‘Going from entry level to one step from the top’
During an entire career spent within a single municipal organization, Mark Iampietro witnessed a slow, trudging improvement he reflects on with pride but was largely too gradual for most people to even notice.
He’s now retiring, but for 42 years he’s been at the heart of the Bethlehem Housing Authority, working to serve and provide for some of the city’s struggling residents against changing social challenges and government priorities.
Even as his office is in disarray and boxes are packed, he prefers to talk about the department and its mission over himself.
A lifelong city resident and graduate of Liberty HS and Northampton Community College, Iampietro was a young man unsure of his future. “I’d intended to become a schoolteacher. I was going to go to Mansfield State College at the time. I don’t know. I just didn’t have the drive or the passion. It was between finishing community college and making a decision … I was working at a job part-time in the Lehigh Shopping Center when I met a fella, who worked at the Housing Authority, and we got friendly.”
Iampietro followed the man’s suggestion and applied for a job “at the bottom.”
At $3.50 an hour and benefits, more than twice what he was then making, Iampietro joined the maintenance department. “Sometimes you pick your career and sometimes your career picks you. In my case it was more the latter.”
At that time in 1974 the authority’s main building – Moravian Tower – had only just been completed and Iampietro lived nearby on West North Street. For over a decade he did every dirty job there was, from collecting garbage to digging ditches, before moving into a management position, where he remained until 1998. He took the deputy executive director position in 2003 and worked alongside Executive Director Clara Kendy and, later, Gene Gonzalez. “So I went from entry level to one step from the top,” Iampietro said. “There aren’t many people who stay with one company their whole lives, and there are that many companies that stay with their employees that long either. It’s a two-way street.”
In his early days, the executive director was Frank Loretti, a former Housing and Urban Development labor relations expert who inherited an authority full of decrepit, outdated buildings and crumbling infrastructure. He promoted Iampietro to the central office.
“In the 70s the place was in pretty bad shape fiscally and physically,” Iampietro said. “Mr. Loretti would tell a story that he was in his office, he had just started, and there was a man at the door from the accounting department. He said ‘we just had a roof repaired and I have the bill.’ Loretti said if the contractor did a good job to go ahead and pay them, and the accountant’s response was, ‘We don’t have any money.’”
Iampietro said many of BHA’s buildings were in bad shape back then. The Lynfield, South Terrace, Park Ridge and other developments were used or built during the war years as temporary housing for the influx of Bethlehem Steel Corp. employees and returning veterans, the basic structures in those first developments were by the 70s decades past their intended usage. “They lasted way longer than they were supposed to. They were held together with bailing wire and promises.
“The people in charge of housing at the time didn’t have a plan, so they did nothing.”
Iampietro worked tirelessly with Loretti and others through four decades and many tens of millions of dollars to gradually improve, renovate, replace and expand housing opportunities in the city. “The transformation is so incredible that the only people that recognize it are me and a couple of old-timers,” he said.

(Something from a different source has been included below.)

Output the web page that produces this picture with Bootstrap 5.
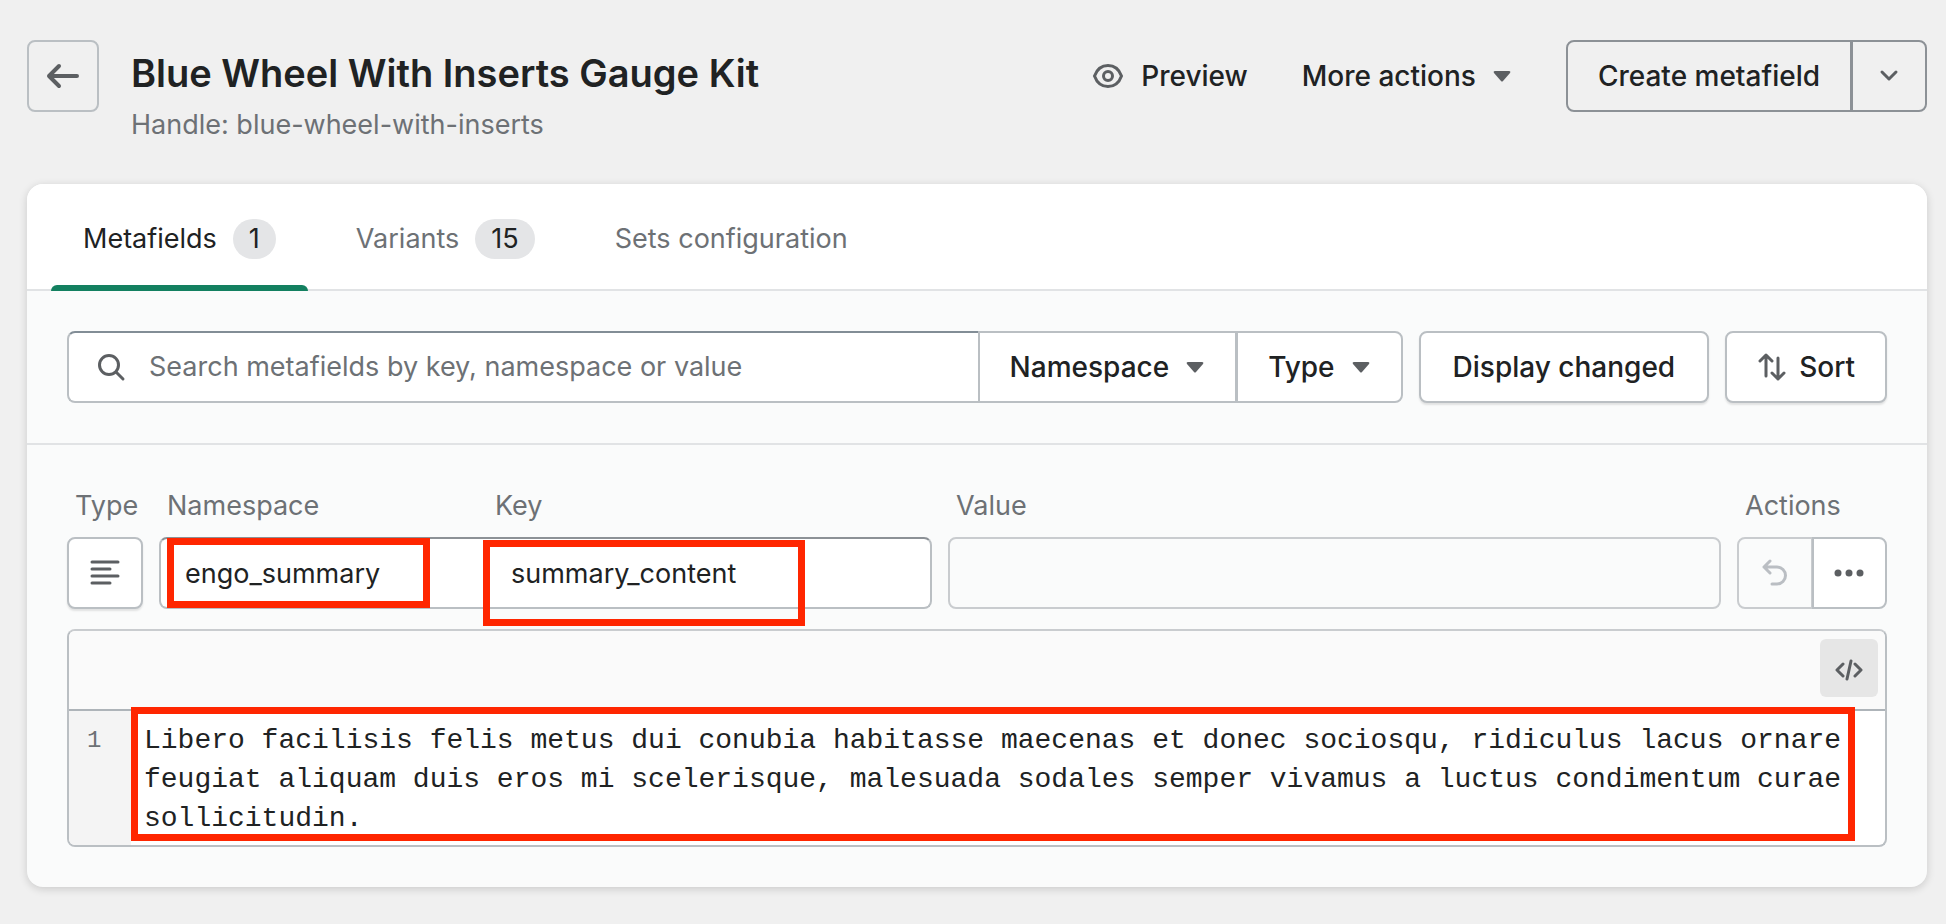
<!DOCTYPE html>
<html lang="en">
<head>
<meta charset="utf-8">
<meta name="viewport" content="width=device-width, initial-scale=1">
<title>Blue Wheel With Inserts Gauge Kit</title>
<link href="https://cdn.jsdelivr.net/npm/bootstrap@5.3.0/dist/css/bootstrap.min.css" rel="stylesheet">
<style>
  :root { --ink: #202223; --muted: #6d7175; --icon: #5c5f62; --line: #babfc3; --soft: #c9cccf; --edge: #8c9196; --surface: #fafbfb; --alert: #ff2600; }
  body { background: #f0f0f0; color: var(--ink); font-family: Inter, "Noto Sans", sans-serif; font-size: 27px; line-height: 40px; }
  .page { padding: 40px 19px 36px 27px; }
  .page-header { min-height: 144px; }
  h1 { font-size: 38px; line-height: 48px; font-weight: 600; margin: 9px 0 0; }
  .subtext { color: var(--muted); line-height: 40px; margin: 8px 0 0; }
  .header-actions { gap: 54px; }
  .control { --bs-btn-font-size: 28px; --bs-btn-line-height: 40px; --bs-btn-font-weight: 500; --bs-btn-color: var(--ink); --bs-btn-bg: #fff; --bs-btn-border-color: var(--line); --bs-btn-disabled-border-color: var(--soft); --bs-btn-disabled-bg: var(--surface); --bs-btn-disabled-opacity: 1; --bs-btn-border-width: 2px; --bs-btn-border-radius: 8px; --bs-btn-padding-x: 30px; --bs-btn-padding-y: 0; --bs-btn-hover-bg: #f6f6f7; --bs-btn-hover-border-color: var(--line); height: 72px; display: inline-flex; align-items: center; justify-content: center; white-space: nowrap; }
  .btn-group > .control:not(:first-child) { margin-left: -2px; }
  .control svg, .plain svg { color: var(--icon); }
  .control:disabled svg { color: #babec3; }
  .clear { --bs-btn-bg: transparent; }
  .outline { --bs-btn-border-color: var(--edge); }
  .raised { box-shadow: 0 2px 2px rgba(0,0,0,.1); }
  .wide { --bs-btn-padding-x: 32px; }
  .square { width: 72px; padding: 0; }
  .btn-group > .square { width: 76px; }
  .plain { border: 0; background: none; padding: 0; font-size: 28px; font-weight: 500; height: 72px; display: inline-flex; align-items: center; color: var(--ink); }
  .panel { border: 0; border-radius: 16px; background: var(--surface); box-shadow: 0 2px 8px rgba(0,0,0,.16); }
  .tabs { background: #fff; border-radius: 16px 16px 0 0; border-bottom: 2px solid #e1e3e5; padding: 0 24px; height: 107px; }
  .tabs a { color: var(--muted); text-decoration: none; height: 107px; display: flex; align-items: center; gap: 16px; padding: 3px 32px 0; }
  .tabs a.active { color: var(--ink); position: relative; }
  .tabs a.active::after { content: ""; position: absolute; left: 0; right: 0; bottom: 0; height: 6px; background: #138060; border-radius: 6px 6px 0 0; }
  .count { background: #e4e5e7; color: var(--ink); border-radius: 20px; padding: 0 16px; font-size: 27px; }
  .filters { padding: 40px; border-bottom: 2px solid #e1e3e5; }
  .search { background: #fff; border: 2px solid var(--line); border-top-color: #828d96; border-right: 0; border-radius: 8px 0 0 8px; height: 72px; padding-left: 27px; gap: 23px; }
  .search input, .pair input, .code { border: 0; outline: 0; background: transparent; color: var(--ink); min-width: 0; }
  .search input::placeholder { color: var(--muted); opacity: 1; }
  .fields { padding: 41px 40px 40px; }
  .fgrid { display: grid; grid-template-columns: 76px 1fr 1fr 150px; column-gap: 16px; color: var(--muted); }
  .flabels { margin-bottom: 11px; }
  .flabel { padding-left: 8px; }
  .twin { display: grid; grid-template-columns: 328px 1fr; }
  .pair { position: relative; background: #fff; border: 2px solid var(--line); border-top-color: var(--edge); border-radius: 8px; height: 72px; }
  .pair input { padding: 2px 0 0 22px; }
  .pair input:first-child { padding-left: 24px; }
  .value { border: 2px solid var(--soft); border-radius: 8px; background: var(--surface); height: 72px; min-width: 0; }
  .mark-box { position: absolute; border: 7px solid var(--alert); pointer-events: none; }
  .mark-ns { left: 6px; top: -1px; width: 263px; height: 70px; }
  .mark-key { left: 322px; top: 1px; width: 322px; height: 86px; }
  .mark-code { left: 0; right: 30px; top: -4px; bottom: 4px; }
  .editor { border: 2px solid var(--line); border-top-color: var(--soft); border-radius: 8px; background: #fff; margin-top: 20px; }
  .toolbar { height: 80px; padding: 8px 7px 0; border-bottom: 2px solid #aeb4b9; background: #fafafa; border-radius: 6px 6px 0 0; }
  .toggle { border: 0; background: #e6e6e6; width: 58px; height: 58px; border-radius: 6px; color: var(--icon); padding: 0; line-height: 1; }
  .gutter { width: 62px; background: #f4f4f4; color: var(--muted); border-radius: 0 0 0 6px; padding: 10px 0 0 18px; }
  .mono { font-family: "Liberation Mono", monospace; font-size: 28px; line-height: 39px; }
  .gutter.mono { font-size: 24px; }
  .code { display: block; width: 100%; padding: 10px 36px 7px 13px; resize: none; overflow: hidden; }
</style>
</head>
<body>
<main class="page">
  <header class="page-header d-flex align-items-start">
    <button class="btn control clear square flex-shrink-0" aria-label="Back">
      <svg width="34" height="34" viewBox="0 0 34 34" fill="none" stroke="currentColor" stroke-width="4" stroke-linecap="round" stroke-linejoin="round"><path d="M31 17H3M13 7L3 17l10 10"/></svg>
    </button>
    <div class="flex-grow-1 ps-4 ms-2">
      <h1>Blue Wheel With Inserts Gauge Kit</h1>
      <p class="subtext">Handle: blue-wheel-with-inserts</p>
    </div>
    <div class="header-actions d-flex align-items-center">
      <button class="plain"><svg class="me-3" width="34" height="28" viewBox="0 0 34 28" fill="none" stroke="currentColor" stroke-width="3"><path d="M3.500 14C6 7 11 3.500 17 3.500S28 7 30.500 14C28 21 23 24.500 17 24.500S6 21 3.500 14Z"/><circle cx="17" cy="14" r="4.500"/></svg>Preview</button>
      <button class="plain">More actions<svg class="ms-3" width="20" height="14" viewBox="0 0 20 14" fill="currentColor"><path d="M3 2h14q2 0 1 2l-7 8q-1 1-2 0L2 4Q1 2 3 2Z"/></svg></button>
      <div class="btn-group">
        <button class="btn control clear outline">Create metafield</button>
        <button class="btn control clear outline square" aria-label="More create options"><svg width="20" height="14" viewBox="0 0 20 14" fill="none" stroke="currentColor" stroke-width="3" stroke-linecap="round" stroke-linejoin="round"><path d="M3 3l7 7 7-7"/></svg></button>
      </div>
    </div>
  </header>

  <section class="card panel">
    <nav class="tabs d-flex gap-3">
      <a href="#metafields" class="active" aria-current="page">Metafields <span class="count">1</span></a>
      <a href="#variants">Variants <span class="count">15</span></a>
      <a href="#sets">Sets configuration</a>
    </nav>

    <div class="filters d-flex gap-3">
      <div class="d-flex flex-grow-1">
        <label class="search d-flex align-items-center flex-grow-1">
          <svg width="30" height="30" viewBox="0 0 30 30" fill="none" stroke="#5c5f62" stroke-width="3" stroke-linecap="round"><circle cx="13" cy="13" r="9.500"/><path d="M20 20l7 7"/></svg>
          <input class="flex-grow-1 p-0" type="search" aria-label="Search metafields" placeholder="Search metafields by key, namespace or value">
        </label>
        <div class="btn-group">
          <button class="btn control rounded-start-0">Namespace<svg class="ms-3" width="20" height="14" viewBox="0 0 20 14" fill="currentColor"><path d="M3 2h14q2 0 1 2l-7 8q-1 1-2 0L2 4Q1 2 3 2Z"/></svg></button>
          <button class="btn control">Type<svg class="ms-3" width="20" height="14" viewBox="0 0 20 14" fill="currentColor"><path d="M3 2h14q2 0 1 2l-7 8q-1 1-2 0L2 4Q1 2 3 2Z"/></svg></button>
        </div>
      </div>
      <button class="btn control raised wide">Display changed</button>
      <button class="btn control raised gap-2"><svg width="30" height="30" viewBox="0 0 30 30" fill="none" stroke="currentColor" stroke-width="3" stroke-linecap="round" stroke-linejoin="round"><path d="M9 24V3M3 9l6-6 6 6M21 6v21M15 21l6 6 6-6"/></svg><span class="ps-1">Sort</span></button>
    </div>

    <div class="fields">
      <div class="fgrid flabels">
        <span class="flabel">Type</span>
        <div class="twin"><label class="flabel" for="ns">Namespace</label><label class="flabel" for="key">Key</label></div>
        <label class="flabel" for="val">Value</label>
        <span class="flabel">Actions</span>
      </div>
      <div class="fgrid">
        <button class="btn control raised px-0" aria-label="Text type"><svg width="30" height="26" viewBox="0 0 30 26" fill="none" stroke="currentColor" stroke-width="3" stroke-linecap="round"><path d="M2 2h26M2 9h18M2 16h26M2 23h18"/></svg></button>
        <div class="pair twin">
          <input id="ns" type="text" value="engo_summary">
          <input id="key" type="text" value="summary_content">
          <span class="mark-box mark-ns"></span>
          <span class="mark-box mark-key"></span>
        </div>
        <input id="val" class="value" type="text" disabled>
        <div class="btn-group">
          <button class="btn control square" disabled aria-label="Undo"><svg width="26" height="28" viewBox="0 0 26 28" fill="none" stroke="currentColor" stroke-width="3" stroke-linecap="round" stroke-linejoin="round"><path d="M8 2L2 8l6 6M2 8h13a8 8 0 0 1 0 17h-5"/></svg></button>
          <button class="btn control square" aria-label="More"><svg width="30" height="8" viewBox="0 0 30 8" fill="currentColor"><circle cx="4" cy="4" r="3.500"/><circle cx="15" cy="4" r="3.500"/><circle cx="26" cy="4" r="3.500"/></svg></button>
        </div>
      </div>

      <div class="editor">
        <div class="toolbar d-flex align-items-start justify-content-end">
          <button class="toggle" aria-label="Toggle code view"><svg width="28" height="22" viewBox="0 0 28 22" fill="none" stroke="currentColor" stroke-width="3" stroke-linecap="round" stroke-linejoin="round"><path d="M8 5l-6 6 6 6M20 5l6 6-6 6M16 2l-4 18"/></svg></button>
        </div>
        <div class="d-flex">
          <div class="gutter mono">1</div>
          <div class="position-relative flex-grow-1">
            <textarea class="code mono" rows="3" aria-label="Metafield content" spellcheck="false">Libero facilisis felis metus dui conubia habitasse maecenas et donec sociosqu, ridiculus lacus ornare feugiat aliquam duis eros mi scelerisque, malesuada sodales semper vivamus a luctus condimentum curae sollicitudin.</textarea>
            <span class="mark-box mark-code"></span>
          </div>
        </div>
      </div>
    </div>
  </section>
</main>
<script src="https://cdn.jsdelivr.net/npm/bootstrap@5.3.0/dist/js/bootstrap.bundle.min.js"></script>
</body>
</html>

Iampietro took the deputy executive director position in 2003 and worked alongside Executive Director Clara Kendy and, currently, Gene Gonzalez. “So I went from entry level to one step from the top,” Iampietro said. “There aren’t many people who stay with one company their whole lives, and there are that many companies that stay with their employees that long either. It’s a two-way street.”
Today, the BHA is rated by HUD at 95 percent for management and facilities, one of the top scorers in the state. “It’s a tribute to every man and woman who works here. We’ve always wanted to be more than bricks and mortar. Housing authorities are, at the most fundamental level, about providing housing for poor people. What I’m most proud of is once we got things squared away – our finances were in good shape and our buildings were in the best condition, we started focusing on the needs of the people.
“I’ve always felt there has to be an effort on our part to end the cycle of generational poverty, family poverty, the never-ending cycle of low expectations. The people we serve should know they don’t have to live in public housing just because they lived there as a child. The things we have been doing the last 15 years revolve around education and programs that make it possible … for people who don’t want to stay here forever, I’m happy to see you get out.”
He’s particularly proud of the family self-sufficiency program, which commits willing participants to a five-year plan for education, job training, financial stability or whatever their personal goals. “When we get people who complete this program and they achieve these goals, that is just so personally uplifting to know you’ve not only rescued somebody but put them on a positive course and that will pass what they’ve learned on to their kids.
“I got a kick out of being part of that. It’s been a great ride. I was very fortunate to work here because of not only the opportunities, but the fact that I had a varied career. There were always new challenges and they were great challenges. I got to affect change.”